[begin RECORDS TO PROCESS]

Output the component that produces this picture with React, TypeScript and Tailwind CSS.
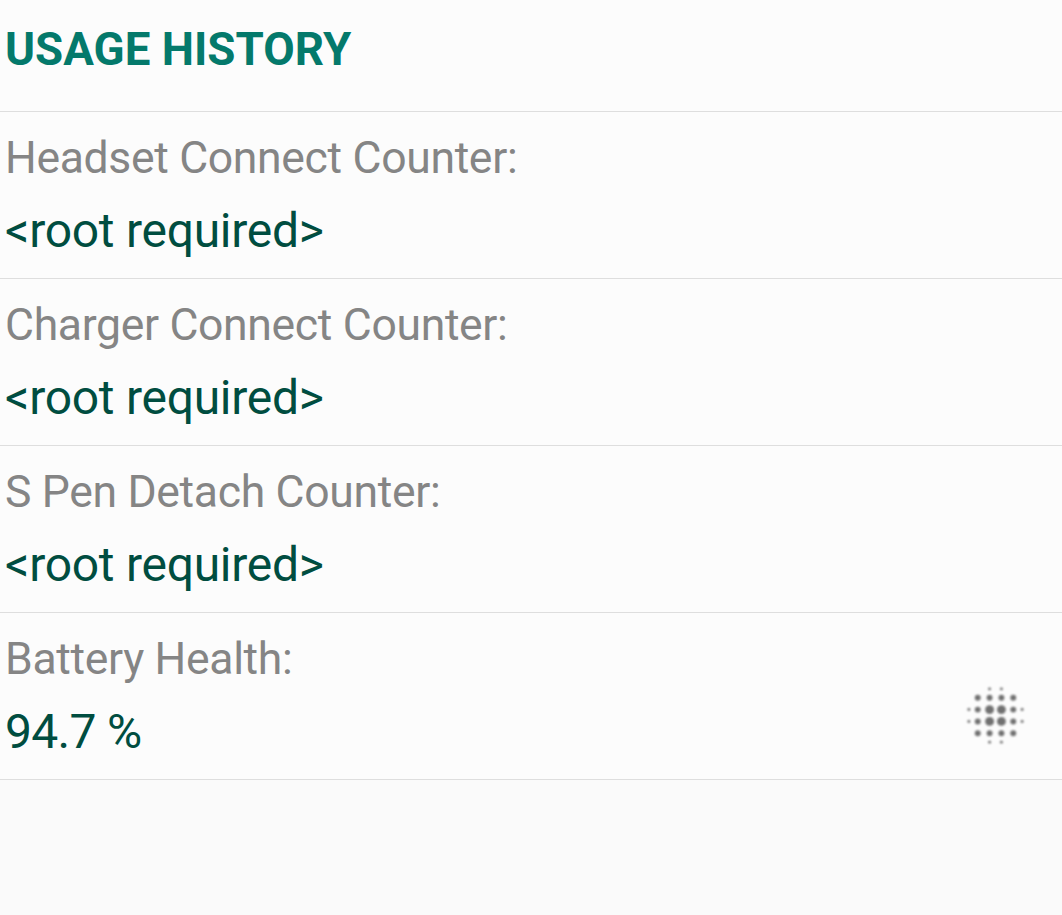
const ITEMS = [
  { label: 'Headset Connect Counter:', value: '<root required>' },
  { label: 'Charger Connect Counter:', value: '<root required>' },
  { label: 'S Pen Detach Counter:', value: '<root required>' },
  { label: 'Battery Health:', value: '94.7 %', icon: true },
];

// [cx, cy, r] in the 24x24 icon grid
const DOTS = [
  [10, 3, 0.5], [14, 3, 0.5],
  [6, 6, 1], [10, 6, 1], [14, 6, 1], [18, 6, 1],
  [3, 10, 0.5], [6, 10, 1], [10, 10, 1.5], [14, 10, 1.5], [18, 10, 1], [21, 10, 0.5],
  [3, 14, 0.5], [6, 14, 1], [10, 14, 1.5], [14, 14, 1.5], [18, 14, 1], [21, 14, 0.5],
  [6, 18, 1], [10, 18, 1], [14, 18, 1], [18, 18, 1],
  [10, 21, 0.5], [14, 21, 0.5],
];

function DotsIcon() {
  return (
    <svg viewBox="0 0 24 24" className="w-[71px] h-[71px] mt-[67px] shrink-0 fill-[#707070] blur-[0.9px]" aria-hidden="true">
      {DOTS.map(([cx, cy, r]) => (
        <circle key={`${cx}-${cy}`} cx={cx} cy={cy} r={r} />
      ))}
    </svg>
  );
}

export default function App() {
  return (
    <main className="min-h-screen bg-[#fafafa] font-['Roboto',sans-serif]">
      <h1 className="h-28 pt-5 pl-[5px] bg-[#fcfcfc] border-b border-[#dedede] text-[45.7px] leading-[60px] font-bold text-[#04796b]">
        USAGE HISTORY
      </h1>
      {ITEMS.map((item) => (
        <section key={item.label} className="flex items-start justify-between h-[167px] pl-[5px] pr-[31px] bg-[#fcfcfc] border-b border-[#dedede]">
          <div className="pt-2.5 whitespace-nowrap">
            <h2 className="text-[44.5px] leading-[73px] tracking-[-0.33px] text-[#858585]">{item.label}</h2>
            <p className={`text-[48px] leading-[71px] text-[#004d40] ${item.icon ? 'tracking-[-0.7px]' : 'tracking-[-0.27px]'}`}>
              {item.value}
            </p>
          </div>
          {item.icon && <DotsIcon />}
        </section>
      ))}
    </main>
  );
}
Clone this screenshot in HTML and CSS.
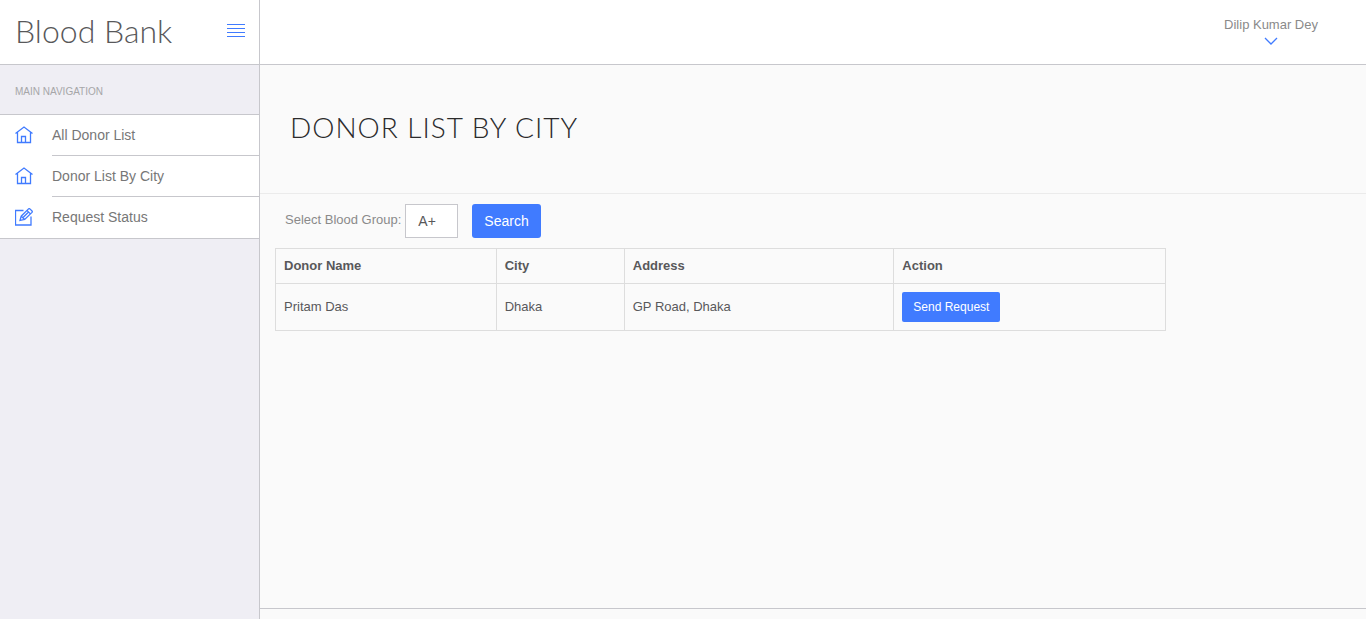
FILE: index.html
```html
<!DOCTYPE html>
<html lang="en">
<head>
<meta charset="utf-8">
<meta name="viewport" content="width=device-width, initial-scale=1">
<title>Blood Bank - Donor List By City</title>
<link rel="stylesheet" href="styles.css">
</head>
<body>
<div class="layout">
  <aside class="sidebar">
    <div class="brand">
      <a class="brand-name" href="#">Blood Bank</a>
      <button class="menu-toggle" type="button" aria-label="Toggle menu">
        <svg width="18" height="14" viewBox="0 0 18 14" shape-rendering="crispEdges"><path d="M0 .5h18M0 4.5h18M0 8.5h18M0 12.5h18"/></svg>
      </button>
    </div>
    <nav aria-labelledby="nav-title">
      <h2 class="nav-title" id="nav-title">MAIN NAVIGATION</h2>
      <ul class="nav-list">
        <li class="nav-item">
          <svg class="icon" width="18" height="18" viewBox="0 0 18 18"><path d="M.5 7.500 9 1l8.500 6.500M2.500 6.500v10h13v-10M6.500 16.500v-6h4v6"/></svg>
          <a class="nav-link" href="#">All Donor List</a>
        </li>
        <li class="nav-item">
          <svg class="icon" width="18" height="18" viewBox="0 0 18 18"><path d="M.5 7.500 9 1l8.500 6.500M2.500 6.500v10h13v-10M6.500 16.500v-6h4v6"/></svg>
          <a class="nav-link" href="#">Donor List By City</a>
        </li>
        <li class="nav-item">
          <svg class="icon" width="18" height="18" viewBox="0 0 18 18"><path d="M8.500 2.500h-8v14.500h15.500V8.500M5 12.500l1.200-4.300 7.300-7.300q.7-.6 1.400 0l2.100 2.100q.6.700 0 1.400l-7.300 7.100ZM6.200 8.200l3.500 3.300M12 2.500l3.400 3.400M7.800 9.800l6-6"/></svg>
          <a class="nav-link" href="#">Request Status</a>
        </li>
      </ul>
    </nav>
  </aside>
  <div class="page">
    <header class="topbar">
      <button class="user-menu" type="button">
        <span>Dilip Kumar Dey</span>
        <svg class="icon" width="14" height="8" viewBox="0 0 14 8"><path d="m1 1 6 6 6-6"/></svg>
      </button>
    </header>
    <main class="content">
      <div class="page-heading"><h1 class="page-title">DONOR LIST BY CITY</h1></div>
      <div class="panel">
        <form class="search">
          <label class="search-label" for="group">Select Blood Group:</label>
          <select class="search-select" id="group"><option>A+</option></select>
          <button class="btn btn-search" type="button">Search</button>
        </form>
        <table class="donors">
          <colgroup><col class="col-name"><col class="col-city"><col class="col-address"><col></colgroup>
          <thead><tr><th>Donor Name</th><th>City</th><th>Address</th><th>Action</th></tr></thead>
          <tbody><tr><td>Pritam Das</td><td>Dhaka</td><td>GP Road, Dhaka</td><td><button class="btn btn-small" type="button">Send Request</button></td></tr></tbody>
        </table>
      </div>
    </main>
    <footer class="footer"></footer>
  </div>
</div>
</body>
</html>
```
FILE: styles.css
```css
* { box-sizing: border-box; }

body {
  margin: 0;
  background: #fafafa;
  color: #58585a;
  font: 13px/18px "Liberation Sans", Arial, sans-serif;
}

button, select { font-family: inherit; }

svg {
  display: block;
  fill: none;
  stroke: #407bff;
}

.icon { stroke-width: 1.3; }

.layout {
  display: grid;
  grid-template-columns: 260px 1fr;
  min-height: 100vh;
}

.sidebar {
  background: #efeef4;
  border-right: 1px solid #c7c7cc;
}

.brand {
  display: flex;
  align-items: center;
  justify-content: space-between;
  height: 65px;
  padding: 0 14px 2px 15px;
  background: #fff;
  border-bottom: 1px solid #c7c7cc;
}

.brand-name {
  color: #58585a;
  font: 300 32px/40px Lato, sans-serif;
  text-decoration: none;
}

.menu-toggle {
  padding: 0;
  border: 0;
  background: none;
}

.nav-title {
  margin: 0;
  padding: 18px 15px 14px;
  color: #a6a6a8;
  font-size: 10px;
  font-weight: 400;
  line-height: 17px;
}

.nav-list {
  margin: 0;
  padding: 0;
  list-style: none;
  background: #fff;
  border: solid #c7c7cc;
  border-width: 1px 0;
}

.nav-item {
  display: flex;
  align-items: flex-start;
  gap: 19px;
  padding-left: 15px;
}

.nav-item .icon { margin-top: 11px; }

.nav-link {
  flex: 1;
  padding: 10px 0;
  border-bottom: 1px solid #c7c7cc;
  color: #777;
  font-size: 14px;
  line-height: 20px;
  text-decoration: none;
}

.nav-item:last-child .nav-link { border-bottom-color: transparent; }

.page {
  display: flex;
  flex-direction: column;
  min-width: 0;
}

.topbar {
  display: flex;
  justify-content: flex-end;
  align-items: flex-start;
  height: 65px;
  padding: 16px 48px 0;
  background: #fff;
  border-bottom: 1px solid #c7c7cc;
}

.user-menu {
  display: flex;
  flex-direction: column;
  align-items: center;
  gap: 3px;
  padding: 0;
  border: 0;
  background: none;
  color: #8a8a8a;
  font-size: 13px;
  line-height: 18px;
}

.content { flex: 1; }

.page-heading {
  padding: 42px 30px 46px;
  border-bottom: 1px solid #ebebeb;
}

.page-title {
  margin: 0;
  color: #2b2b2c;
  font: 300 28px/40px Lato, sans-serif;
  letter-spacing: 1px;
}

.panel {
  width: 83.25%;
  padding: 10px 15px;
}

.search {
  display: flex;
  align-items: center;
  padding-left: 10px;
}

.search-label {
  color: #8a8a8a;
  padding-bottom: 3px;
}

.search-select {
  appearance: none;
  width: 53px;
  height: 34px;
  margin: 0 14px 0 4px;
  padding: 0 12px;
  background: #fff;
  border: 1px solid #c7c7cc;
  border-radius: 0;
  color: #58585a;
  font-size: 14px;
}

.btn {
  border: 0;
  border-radius: 3px;
  background: #407bff;
  color: #fff;
}

.btn-search {
  height: 34px;
  padding: 0 12px;
  font-size: 14px;
}

.btn-small {
  display: block;
  height: 30px;
  padding: 0 11px;
  border-radius: 2px;
  font-size: 12px;
}

.donors {
  width: 100%;
  margin-top: 10px;
  border-collapse: collapse;
  table-layout: fixed;
}

.col-name { width: 24.8%; }
.col-city { width: 14.4%; }
.col-address { width: 30.3%; }

.donors th, .donors td {
  padding: 8px;
  border: 1px solid #ddd;
  text-align: left;
}

.footer {
  height: 11px;
  border-top: 1px solid #c7c7cc;
}
```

[end RECORDS TO PROCESS]

**WHAT THE TASK REQUIRES**
Gather all the lines that include the word "this" and copy them out.

**ANSWER TO THE EXERCISE**
Output the component that produces this picture with React, TypeScript and Tailwind CSS.
Clone this screenshot in HTML and CSS.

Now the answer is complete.